My idea of Alaska, however, I don't think,
is held by this Republican administration. They still believe it is an
icebox in Alaska. They see it as an area which represents a drain on the
Treasury. They see it as a colony for commercial interests. They see it
as a cost to the taxpayer and, as far as they are concerned in many cases,
it is still Seward's Folly.
But I see Alaska, the Alaska of the future.
I see an Alaska where there will be more than 1 million people. I see a
giant electric grid, stretching all the way from Juneau to Anchorage and
beyond. I see the greatest dam in the free world, the Rampart Dam, producing
twice the electricity of the TVA, lighting the homes and mills and cities
and farms of the great State of Alaska. [Applause.] And I see highways
linking all sections of this great State. I see Alaska as the destination
of countless Americans who come here not searching merely for land and
gold, but coming for a new life in new cities, in new markets. I see an
Alaska that is the storehouse of our Nation, a great depository for minerals
and lumber and fish, rich in waterpower and rich in the things that makes
life abundant for those of us who live in this great Republic. [Applause.]
I do not say that this is the Alaska of 1961
or perhaps even of 1971. I do not say that a Democratic administration
can magically bring about all of these things by itself overnight. The
work must be the work of many, and the burden must be the burden of many.
It will take your efforts and your help, but I think it is time we got
started. [Applause.]
For the Alaska that I see is not the Alaska
of no new starts. It will not come about when forests and fisheries are
depleted, when highways are neglected and water runs useless to the sea.
It will not come about as long as Alaska faces discrimination under the
Federal Highway Act or is saddled with high shipping rates that make it
impossible to develop the economy of this State. [Applause.] And it will
not come about through any administration which governs this State by a
system of Presidential vetoes. [Applause.]
I know that Alaska has had every reason to
be grateful to Americans of both political parties, to Abraham Lincoln
and to Theodore Roosevelt in particular among the Republicans, but there
is a special tradition of the Democratic administrations in connection
with this State: Woodrow Wilson founding the Alaskan Railroad and the city
of Anchorage; FDR founding the Matanuska Valley which I flew over today,
which is as rich a farming section as I have ever seen in the United States
[applause] - Harry Truman founding the Eklultna power project, and a host
of others. I can give you my pledge that if I am elected President this
November, I will attempt to carry out this great tradition. [Applause.]
I come here tonight seeking the support of
the people of Alaska because this is a sovereign State. Your rights are
equal to those of any State. You send two U.S. Senators to the U.S. Senate,
the same number as the State of New York.
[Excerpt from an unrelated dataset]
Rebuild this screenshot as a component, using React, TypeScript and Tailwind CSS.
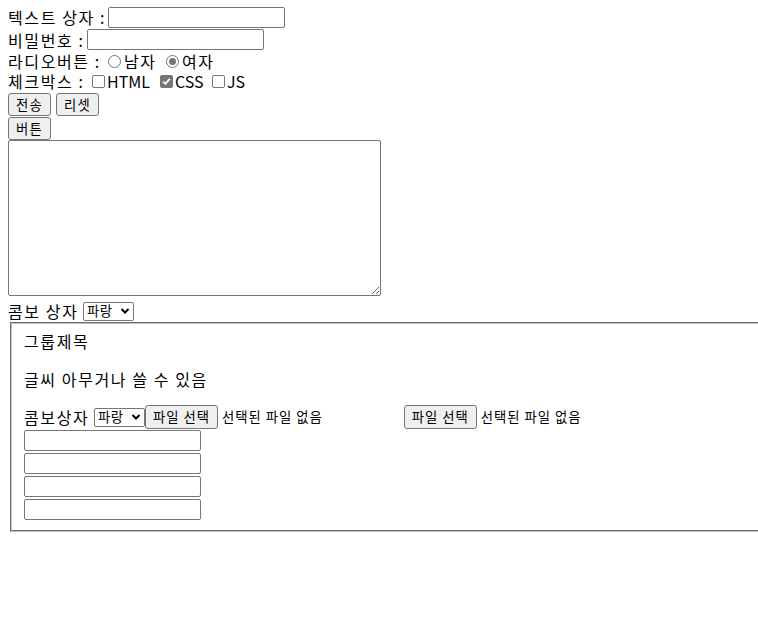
import React from "react";

const font = { fontFamily: '"Noto Sans CJK KR", "Noto Sans", sans-serif' };

function TextBox({ className = "" }: { className?: string }) {
  return (
    <input
      type="text"
      className={
        "block w-[177px] h-[21px] border border-[#767676] rounded-[2px] bg-white outline-none " +
        className
      }
    />
  );
}

function Btn({ children }: { children: React.ReactNode }) {
  return (
    <button className="h-[23px] w-[43px] bg-[#efefef] border border-[#767676] rounded-[3px] text-[13.33px] leading-none text-black tracking-[1.2px]">
      {children}
    </button>
  );
}

function Radio({ checked }: { checked?: boolean }) {
  return (
    <span className="inline-flex items-center justify-center w-[13px] h-[13px] rounded-full border border-[#767676] bg-white mr-[3px]">
      {checked && <span className="w-[7px] h-[7px] rounded-full bg-[#767676]" />}
    </span>
  );
}

function Check({ checked }: { checked?: boolean }) {
  return (
    <span
      className={
        "inline-flex items-center justify-center w-[13px] h-[13px] rounded-[2px] border border-[#767676] mr-[2px] " +
        (checked ? "bg-[#767676]" : "bg-white")
      }
    >
      {checked && (
        <svg width="9" height="9" viewBox="0 0 9 9">
          <path d="M1.2 4.6 L3.5 6.8 L7.8 1.8" stroke="white" strokeWidth="1.8" fill="none" />
        </svg>
      )}
    </span>
  );
}

function Select() {
  return (
    <span className="inline-flex items-center h-[19px] w-[51px] border border-[#767676] rounded-[2px] bg-white pl-[3px] pr-[3px] text-[13.33px] leading-none justify-between tracking-[0.5px]">
      <span>파랑</span>
      <svg width="10" height="8" viewBox="0 0 10 8">
        <path d="M1.5 2 L5 5.5 L8.5 2" stroke="black" strokeWidth="2" fill="none" />
      </svg>
    </span>
  );
}

function FileInput() {
  return (
    <span className="inline-flex items-center">
      <span className="inline-flex items-center justify-center h-[24px] w-[73px] bg-[#efefef] border border-[#767676] rounded-[3px] text-[13.33px] leading-none tracking-[1px]">
        파일 선택
      </span>
      <span className="ml-[4px] text-[13.33px] leading-none tracking-[1px]">선택된 파일 없음</span>
    </span>
  );
}

export default function App() {
  return (
    <div className="w-[758px] h-[635px] overflow-hidden bg-white text-black text-[16px]" style={font}>
      <div className="pl-[8px] pt-[6px]">
        <div className="flex items-center h-[22px] leading-[22px]">
          <span className="w-[100px] tracking-[1.6px]">텍스트 상자 :</span>
          <TextBox />
        </div>
        <div className="flex items-center h-[23px] leading-[22px]">
          <span className="w-[79px] tracking-[1.6px]">비밀번호 :</span>
          <TextBox />
        </div>
        <div className="flex items-center h-[20px] leading-[20px]">
          <span className="w-[100px] tracking-[1.6px]">라디오버튼 :</span>
          <Radio />
          <span className="w-[42px] tracking-[1.6px]">남자</span>
          <Radio checked />
          <span className="tracking-[1.6px]">여자</span>
        </div>
        <div className="flex items-center h-[21px] leading-[21px]">
          <span className="w-[84px] tracking-[1.6px]">체크박스 :</span>
          <Check />
          <span className="w-[53px]">HTML</span>
          <Check checked />
          <span className="w-[37px]">CSS</span>
          <Check />
          <span>JS</span>
        </div>
        <div className="flex items-start gap-[5px] h-[24px] pt-[1px]">
          <Btn>전송</Btn>
          <Btn>리셋</Btn>
        </div>
        <div className="flex items-start h-[24px] pt-[1px]">
          <Btn>버튼</Btn>
        </div>
        <textarea className="block w-[373px] h-[156px] border border-[#767676] rounded-[2px] bg-white resize outline-none" />
        <div className="flex items-center h-[26px] pt-[4px] leading-[22px]">
          <span className="w-[75px] tracking-[1.6px]">콤보 상자</span>
          <Select />
        </div>
        <fieldset className="ml-[2px] w-[800px] border-2 [border-style:groove] border-[#c0c0c0] px-[12px] pt-[6px] pb-[10px]">
          <div className="flex items-center h-[22px] tracking-[1.6px]">그룹제목</div>
          <div className="flex items-center h-[22px] mt-[16px] tracking-[1.6px]">글씨 아무거나 쓸 수 있음</div>
          <div className="flex items-center h-[22px] mt-[16px] mb-[2px]">
            <span className="w-[70px] tracking-[1.6px]">콤보상자</span>
            <Select />
            <FileInput />
            <span className="w-[81px]" />
            <FileInput />
          </div>
          <div className="flex flex-col gap-[2px]">
            <TextBox />
            <TextBox />
            <TextBox />
            <TextBox />
          </div>
        </fieldset>
      </div>
    </div>
  );
}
But many nations have learned
that political equality and independence are not enough without economic
equality and independence, and while a Democratic Congress could grant
the State of Alaska just the political rights, it will take a Democratic
administration to grant this State its just economic rights. [Applause.]
I voted for Alaska to be a sovereign State, not a colony, and I find the
discrimination now practiced against this State hard to believe. I can
hardly believe that the largest State in the Union receives less money
under the Federal Highway Act than the smallest State. I can hardly believe
that the study of the Rampart Dam, according to the present appropriations
and plans of this administration - that the study will take 10 years to
complete. I could hardly believe that the Secretary of Interior, after
the commitments which I heard him make in Alaska in 1958 in regard to fishtraps,
should be still fighting the efforts of this State government to abolish
them. [Applause.] And why has the Department of Interior refused
to resurvey the land of this State in order to stimulate its development?
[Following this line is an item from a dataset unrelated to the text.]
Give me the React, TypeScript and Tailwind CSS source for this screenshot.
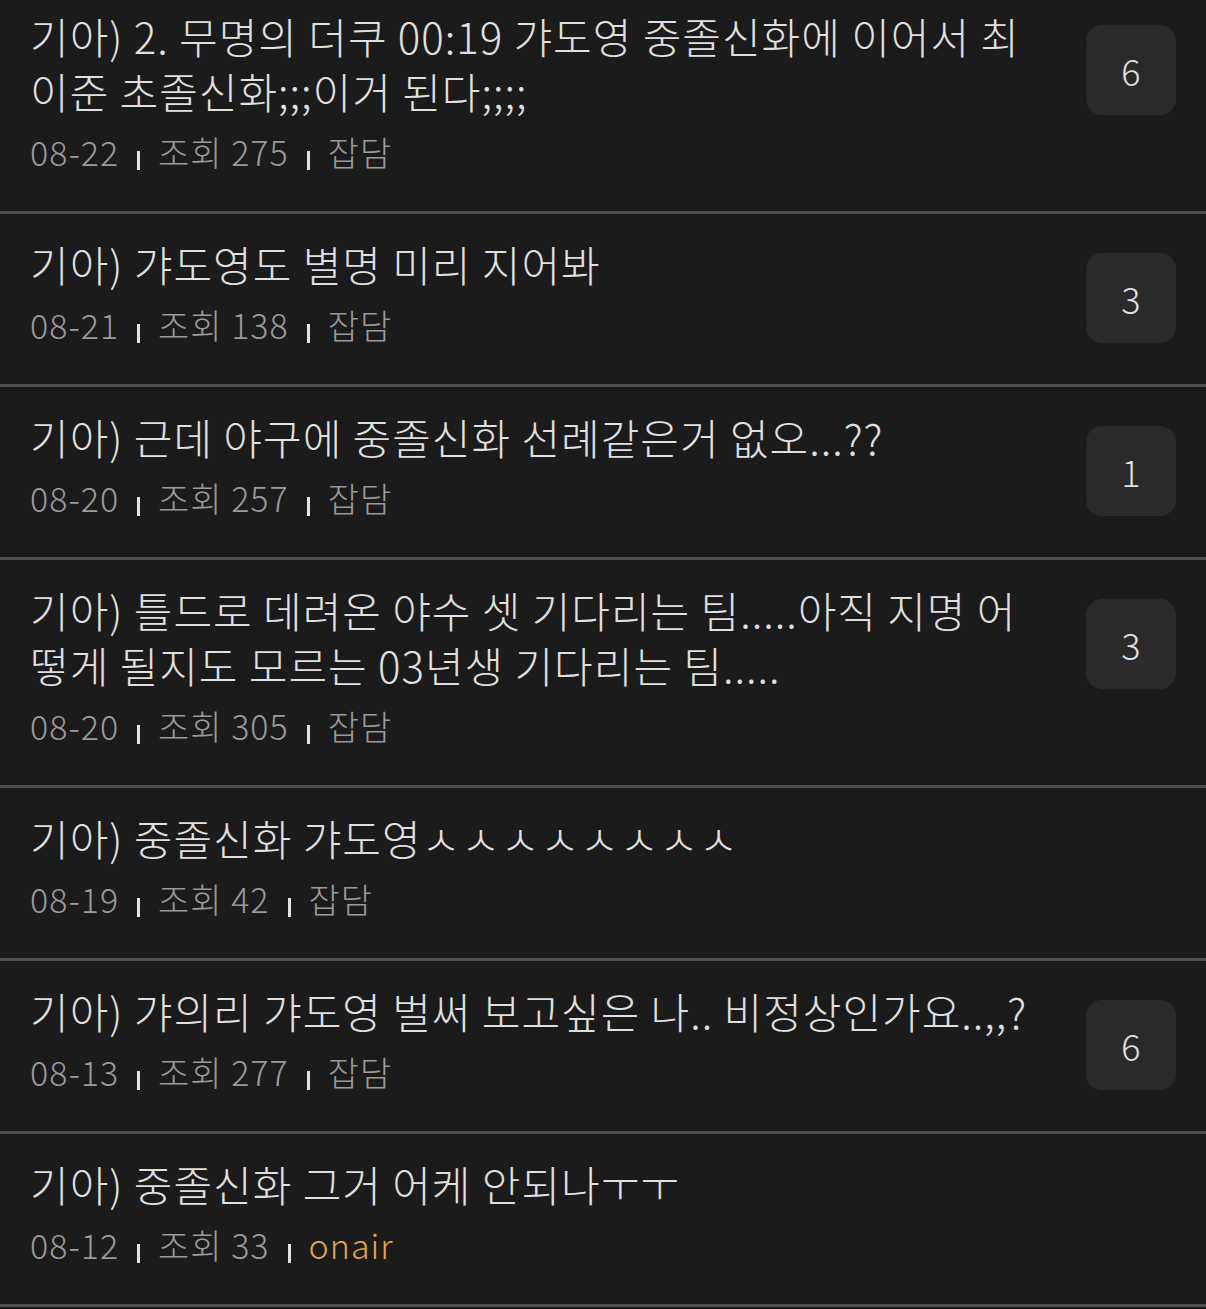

These are in a very real sense local issues,
local to the State of Alaska, but in a larger sense they symbolize all
of the problems here at home which I believe this administration has neglected.
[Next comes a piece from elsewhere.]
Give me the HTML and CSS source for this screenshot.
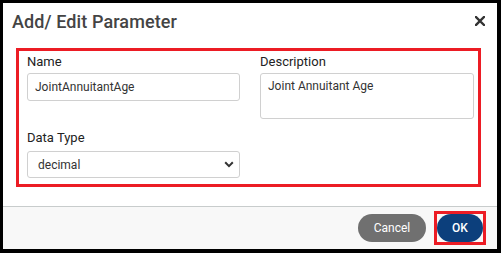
FILE: index.html
```html
<!DOCTYPE html>
<html lang="en">
<head>
<meta charset="UTF-8">
<title>Add/ Edit Parameter</title>
<link rel="stylesheet" href="styles.css">
</head>
<body>
  <div class="dialog">
    <div class="dialog-header">
      <h1 class="title">Add/ Edit Parameter</h1>
      <button class="close" aria-label="Close">
        <svg width="10" height="10" viewBox="0 0 10 10"><path d="M1 1L9 9M9 1L1 9" stroke="#333" stroke-width="2.4" stroke-linecap="square"/></svg>
      </button>
    </div>
    <div class="dialog-body">
      <div class="fields">
        <div class="field">
          <label class="label">Name</label>
          <input class="input" type="text" value="JointAnnuitantAge">
        </div>
        <div class="field">
          <label class="label">Description</label>
          <textarea class="input textarea">Joint Annuitant Age</textarea>
        </div>
        <div class="field">
          <label class="label">Data Type</label>
          <div class="select">
            <span>decimal</span>
            <svg width="10" height="7" viewBox="0 0 10 7"><path d="M1.2 1.3L5 5.1L8.8 1.3" fill="none" stroke="#333" stroke-width="2"/></svg>
          </div>
        </div>
      </div>
    </div>
    <div class="dialog-footer">
      <button class="btn btn-cancel">Cancel</button>
      <div class="highlight">
        <button class="btn btn-ok">OK</button>
      </div>
    </div>
  </div>
</body>
</html>
```

FILE: styles.css
```css
html, body {
  margin: 0;
  padding: 0;
}

body {
  background: #000;
  width: 501px;
  height: 253px;
  font-family: Roboto, "Liberation Sans", sans-serif;
  color: #333;
  overflow: hidden;
}

.dialog {
  margin: 3px 4px 0 3px;
  height: 246px;
  background: #fff;
  display: flex;
  flex-direction: column;
}

.dialog-header {
  height: 36px;
  display: flex;
  align-items: center;
  justify-content: space-between;
  padding: 0 12px 0 9px;
}

.title {
  margin: 0;
  font-size: 18px;
  font-weight: 500;
  color: #444;
  letter-spacing: 0.1px;
}

.close {
  border: 0;
  background: none;
  padding: 0;
  width: 10px;
  height: 10px;
  display: flex;
}

.dialog-body {
  padding: 9px 16px 0 13px;
  flex: 1;
}

.fields {
  border: 3px solid #ec1c24;
  padding: 3px 4px 6px 8px;
  display: grid;
  grid-template-columns: 213px 214px;
  column-gap: 20px;
  row-gap: 11px;
  align-items: start;
}

.field {
  display: flex;
  flex-direction: column;
}

.label {
  font-size: 13px;
  line-height: 15px;
  color: #222;
  margin-bottom: 4px;
}

.input {
  box-sizing: border-box;
  height: 28px;
  border: 1px solid #d0d0d0;
  border-radius: 3px;
  padding: 0 7px;
  font-family: inherit;
  font-size: 12px;
  color: #333;
  outline: none;
}

.textarea {
  height: 46px;
  resize: none;
  padding: 5px 7px;
  line-height: 14px;
}

.select {
  box-sizing: border-box;
  height: 27px;
  margin-top: 2px;
  border: 1px solid #d0d0d0;
  border-radius: 3px;
  display: flex;
  align-items: center;
  justify-content: space-between;
  padding: 0 5px 0 10px;
  font-size: 12px;
  color: #333;
}

.dialog-footer {
  border-top: 1px solid #c8cccc;
  background: #f8f8f8;
  height: 42px;
  display: flex;
  align-items: center;
  justify-content: flex-end;
  padding: 0 11px 0 0;
  gap: 8px;
}

.btn {
  border: 0;
  border-radius: 14px;
  height: 28px;
  font-family: inherit;
  font-size: 12px;
  color: #fff;
  padding: 0;
}

.btn-cancel {
  width: 68px;
  background: #707070;
}

.highlight {
  border: 3px solid #ec1c24;
  display: flex;
}

.btn-ok {
  width: 46px;
  background: #0c3f7c;
  font-weight: 500;
}
```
All of the opportunities it has passed by, which in some cases can never
be regained, the untapped treasures of Alaska are only a part of the untapped
treasures of the United States, water resources, mineral resources, natural
resources of every kind, and above all, human resources, and it is a source
of interest and satisfaction that the two Americans in this century who
did more to develop the natural resources of the United States were both
from the Eastern United States and the State of New York, Theodore Roosevelt
and Franklin Roosevelt. [Applause.]
The untapped energies of the American people
which are more powerful than the atom itself must once again be committed
to great national objectives. The Alaskan frontier was not won by men who
were satisfied and complacent with what they had. They were not going to
stay where they were and let a great opportunity pass them by. And this
State is not going to realize its potential as long as it is approached
from long range distance by those who are fainthearted. Since the convention
in Los Angeles, I have been asked on many occasions what do I mean by a
new frontier. But there is no need for that question here in the State
of Alaska, for this is a State and a people who know the meaning of hardship
and peril, who show spirit and dedication in their daily lives and who
know that hard work and great hearts can win again the new frontier. This
is a great State, but it can be a greater State, and the United States
is a great Nation, the greatest nation on earth, but it can be a greater
nation, a nation whose strength will be respected by our friends and enemies
alike. To build this State and Nation is not simply a task for the Democratic
Party, and this presidential election is not simply a contest between two
parties. Nineteen hundred and sixty, whether we wish it or not, whether
there were an election or not, is a turning point in our history. Either
we move with new leadership, new programs, and a new spirit of education,
or we stand still and therefore we fall back. This is the call of the new
frontier. It is not what I promise I will do; it is what I ask you
to join me in doing. [Applause.]
I come here tonight and ask your support.
This is a great State and a great country. I don't think that there is
anyone in it who is satisfied with our program in recent years. I know
that there is no one in the State of Alaska who wants it said that during
the years when they held power and influence, the balance of power began
to turn against the United States and the free world. We are committed
to the survival of the United States, but we are also committed to the
survival of freedom all over the globe. When the American Revolution came
about, Thomas Paine wrote that "the cause of America is the cause of all
mankind."
But the cause of all mankind in the revolution
of 1960 is the cause of America. What we do here affects what people will
do every place. This is a responsibility which I believe we are glad to
assume. It is a responsibility which I believe can successfully be met.
But none of us will be satisfied, nor will anyone who believes in freedom
be satisfied, until people all over the world wake up in the morning and
wonder what the United States is doing, not what Khrushchev or China are
doing; what the President of the United States is going to do, not what
our adversaries are going to do. [Applause.]
During the Korean war, a young American was
called out of the ranks by his Chinese captors and they said to him, "What
do you think of Gen. George C. Marshall?" He said, "I think General Marshall
is a great American."
He was hit by the butt of a rifle and sent
to the ground. They picked him up and said, "What do you think of General
Marshall now?"
He said, "I think General Marshall is a great
American." This time there was no rifle butt because in their own hard
way they had classified him and determined upon his courage. I think in
the next decade as individuals and as citizens of the United States, we,
too, are going to be called out of the ranks. The same hard answers are
going to be asked of us, the same questions are going to be addressed to
Americans. I am confident that here in this country once again we, too,
shall give the same affirmative answer. Thank you. [Applause.]